The dataset that has been used in this project is SemEval 2013 [26]. It is a twitter-based dataset having 1650 samples. It contains 3 labels, positive, negative and neutral. ‘0’ is for neutral, ‘−1’ is for negative and ‘1’ is for positive sentiment. As the dataset consists of three labels (‘1’ for positive, ‘0’ for neutral and ‘−1’ for negative), for our application of negative sentiment analysis, two labels have been used (converted from three labels by considering neutral tweets as negative). In the two-label approach, label ‘1’ represents non-negative or positive sentiment and label ‘-1’ represents negative sentiment. The experiments were performed in Python 3 software on an Intel i-5 processor with a 2.6 GHz clock. Our code took less than one minute to execute. The software implementation of our code is available online at [27].

Our method is the aspect-based method for negative sentiment analysis which is unsupervised, and in this approach, there is no need for training the model. In the preprocessing step, spelling correction was done, slangs and abbreviations are removed. Preprocessing includes text normalization, stemming, removal of stopwords, spelling correction. After the preprocessing step, the words are tagged along with their correct POS tags using the NLTK library. POS tags that do not give any sentiment information are identified and removed them from our text corpus. The remaining tags are the ones based on which the sentences can be scored. Since a single sentence contains both positive and negative sentiments, a prioritized scoring system has been made by identifying the aspect as well as the phrases containing the acceptable POS tags, in a priority order selected by us. k-fold cross-validation has also been performed for all our experiments, where k = 10. In this process, the input is divided into k subsets. The model is trained on k-1 subsets and evaluated on the remaining 1 subset. This experiment is repeated k times, each time choosing different k − 1 subsets, and the final results are averaged. Apart from accuracy (in %), the precision, recall and F-score metrics are also computed. Table 5 shows the comparison between accuracy, precision, recall and F-score values of different classification models for the SemEval 2013 dataset. The highest accuracy and F-score values are got by using this method, as observed from the results summarized in Table 5.

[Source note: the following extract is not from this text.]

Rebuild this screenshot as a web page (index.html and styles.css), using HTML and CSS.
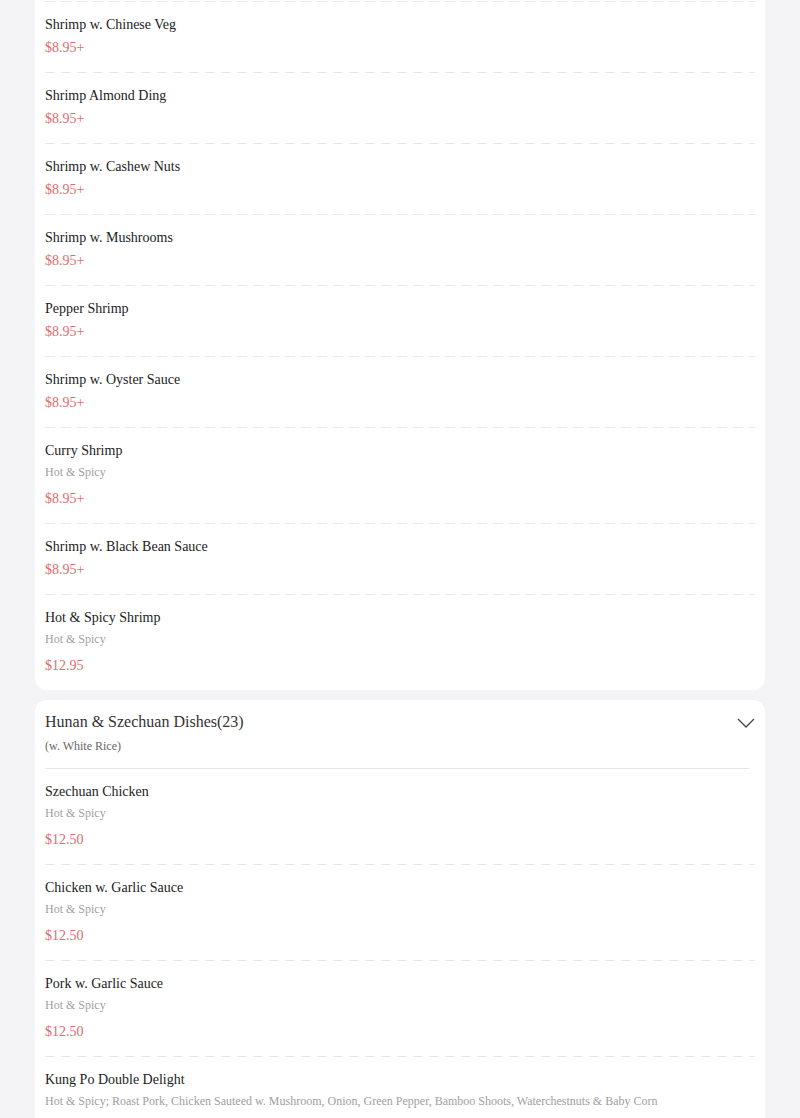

For comparison, several baseline approaches are also implemented for sentiment analysis and detection that are supervised approaches. The least mean square (LMS) loss function is used for the training phase of all the supervised techniques. The grid search was used for determining support vector machine (SVM) parameter settings. Using n-gram, as a feature extraction method, delivered better results as compared to using the bag-of-word (BOW) features. Long short-term memory (LSTM) model also performed well. The Adam optimizer, with a batch size of 50 and 100 epochs, is the hyperparameter settings for LSTM. The GLOVE word embedding was used. The best result, however, was delivered by our unsupervised aspect-based method for detecting negative sentiment tweets.

4 Conclusions

Hatred in society has spread, in recent times, to social media platforms that are now required to be monitored continuously to detect negative online posts that may trigger mishappenings like riots. In this work, twitter posts have been classified based on their negative content, using an aspect-based approach based on the sentiment scoring of a phrase and keyword combination, detected separately. Various text preprocessing techniques are initially used such as normalization, stemming, removal of stop words, spelling correction and replacing abbreviations with their full forms. Phrases and keywords are selected from a prioritized list involving POS tags, from each sentence. The SentiWordNet lexicon provides us with the sentiment scores of phrases and keywords that are summed up for each sentence of the tweet and nonlinearly transformed into a decision score for detecting the sentiment of the tweet. A negative decision score indicates a negative tweet. Higher classification accuracies on the benchmark SemEval 2013 dataset prove the superiority of our approach as compared to the state of the art. Inclusion of multilingual slang to detect negative content of tweets is the future scope of our work.